Les incompréhensibles résultats du sondage commandé par les membres fondateurs de la Super League, qui estimaient à 66% les fans de football favorables à ce projet, ont bien vite été démentis par toutes les autres enquêtes d’opinion et par la mobilisation, inédite, de tous les passionnés de football en Europe et ailleurs. Comme un signe de ralliement, la célèbre phrase « created by the poor, stole by the rich » – comprendre « crée par les pauvres, volé par les riches » – popularisée par un tifo tunisien déployé en 2017 lors d’une confrontation face au PSG, est devenue le symbole de la colère populaire face à ce projet pharaonique qui présentait pour principale innovation celle de garantir à ses membres des sommes astronomiques chaque saison, aux dépens du divertissement dont profitent les simples supporters. À l’image, en son temps, du panache blanc de Henri IV derrière lequel se ralliaient ses troupes, cette formule est devenue le leitmotiv de centaines de millions de passionnés de foot à travers la planète. Multipliants les pétitions à l’encontre de la Super League, dont certaines qui ont recueilles plusieurs centaines de milliers de signatures, affichants leur mécontentement sur les réseaux sociaux et s’unissant dans une même clameur, tous ces anonymes, dont la passion avait été balayée par les aspirations financières de quelques ingrats, ont pu provoquer la chute de la Super League. Les clubs adhérents à cette dernière ont du faire face à un vent de protestation sans précédent, opposition qui a incontestablement joué un rôle prépondérant dans les premiers retraits de certains d’entre eux, à commencer par Manchester City. C’est notamment ce qu’a reconnu Arsenal, autre ex-membre fondateur, dans un communique publié dans la nuit de mardi à mercredi : « nous vous avons écouté, vous (les fans) et la communauté du football (…), nous avons fait une erreur et nous nous en excusons ». David contre Goliath et, une fois de plus, David en ressort vainqueur.

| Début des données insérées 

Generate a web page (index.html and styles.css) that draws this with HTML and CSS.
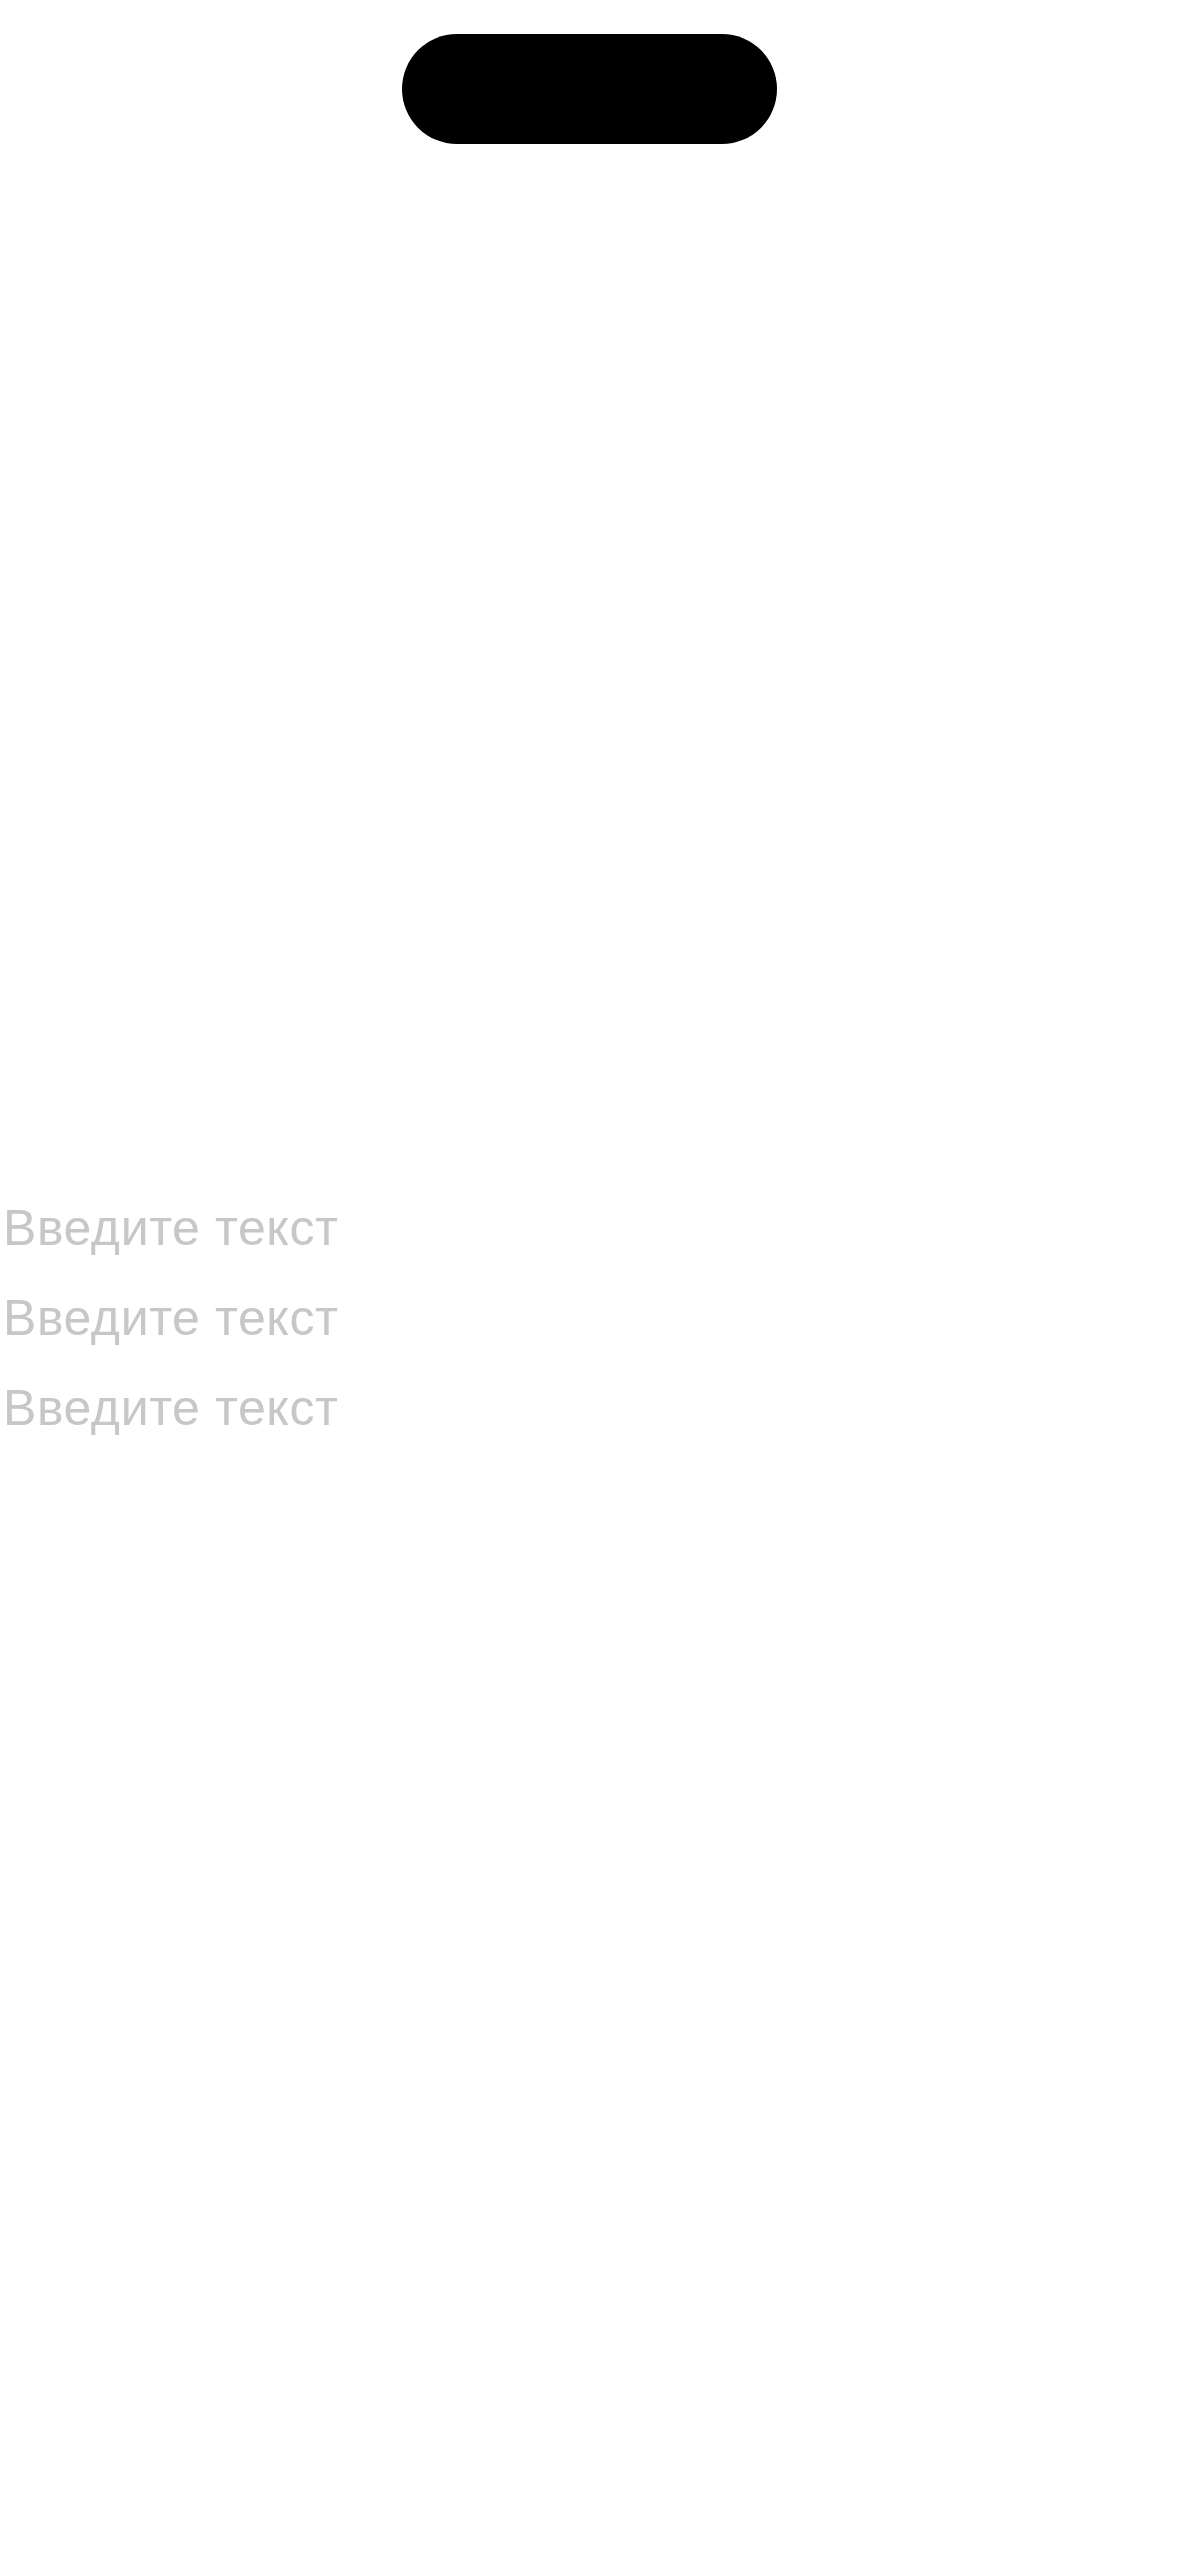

Tout comme Lyon peut vaincre Manchester City, en quart de finale de la Ligue de Champions. Dans une action collective, chaque passionné a sa part de responsabilité dans l’annulation prochaine de la Super League, dans la préservation du football tel qu’il fait vibrer, chaque semaine, des millions de gens. « Crée par les pauvres, volé par les riches », sauvé par les fans, le football doit une fière chandelle à tous ses passionnés.
LE DÉBUT D’UNE NOUVELLE ÈRE ?
L’histoire retiendra que de simples passionnés ont fait échouer le projet de quelques oligarches occupants les principaux postes à responsabilité du football européen. L’histoire servira sans doute de leçons à ceux qui s’imaginaient, dans leur tour d’ivoire, que le sport le plus populaire du monde pouvait s’acheter à coups de milliards, quitte à travestir l’identité même du football. Si des grandes fortunes ont réussi, depuis bien des années, à faire des principaux cadors européens leurs propriétés, il n’étaient pas encore parvenus à faire main basse sur les compétitions qui sont, du nom du stade de Manchester United, le théâtre des rêves (Old Trafford). Ce ne sera pas pour aujourd’hui et, espérons le, pas pour demain. Mais, pour éviter la survenance d’une nouvelle menace pour l’avenir même du football, il faut désormais prendre les mesures qui s’imposent. Les quelques dissidents qui, faisant fi de la tradition et des valeurs d’un sport qu’ils prétendent pourtant défendre, mettent en danger la pérennité du football populaire, ou du moins ce qu’il en reste, doivent payer le prix fort. Les présidents de la Juventus et du Real Madrid vont probablement perdre toute crédibilité sur la scène européenne, et certains clubs ont payé par le départ de certains de leurs sponsors leur volonté séparatiste, comme Liverpool. Mais ce grand « ménage de printemps » ne doit pas s’arrêter là. Si la réalité économique du football, fatalement, ne peut conduire à ce que le système soit transformé de l’intérieur, il est néanmoins indispensable de se prémunir contre d’autres tentatives de « meurtre » sur le football populaire. L’hypothèse de créations d’instances spécialisées et même une ingérence croissante, bien que tout de même limitée, des États européens et de l’Union européenne, n’est pas à écarter. Aucune mesure n’est à proscrire lorsqu’il s’agit de défendre les valeurs d’un sport qui, sans elles, n’aurait plus aucun sens.
Un sport qui, heureusement, appartient encore un peu à ses passionnés. Et qui (sur)vit grâce à eux. Les supportes doivent, à leur tour, jouer un rôle dans « l’après Super League » et continuer de s’unir pour conserver l’âme du football, bien trop souvent mis à mal par les prérogatives grandissantes de certains dirigeants qui s’accaparent ce sport, en n’hésitant pas à sacrifier le bien commun pour quelques billets. Pour que le football populaire, espérons-le, ai encore de beaux jours devant lui.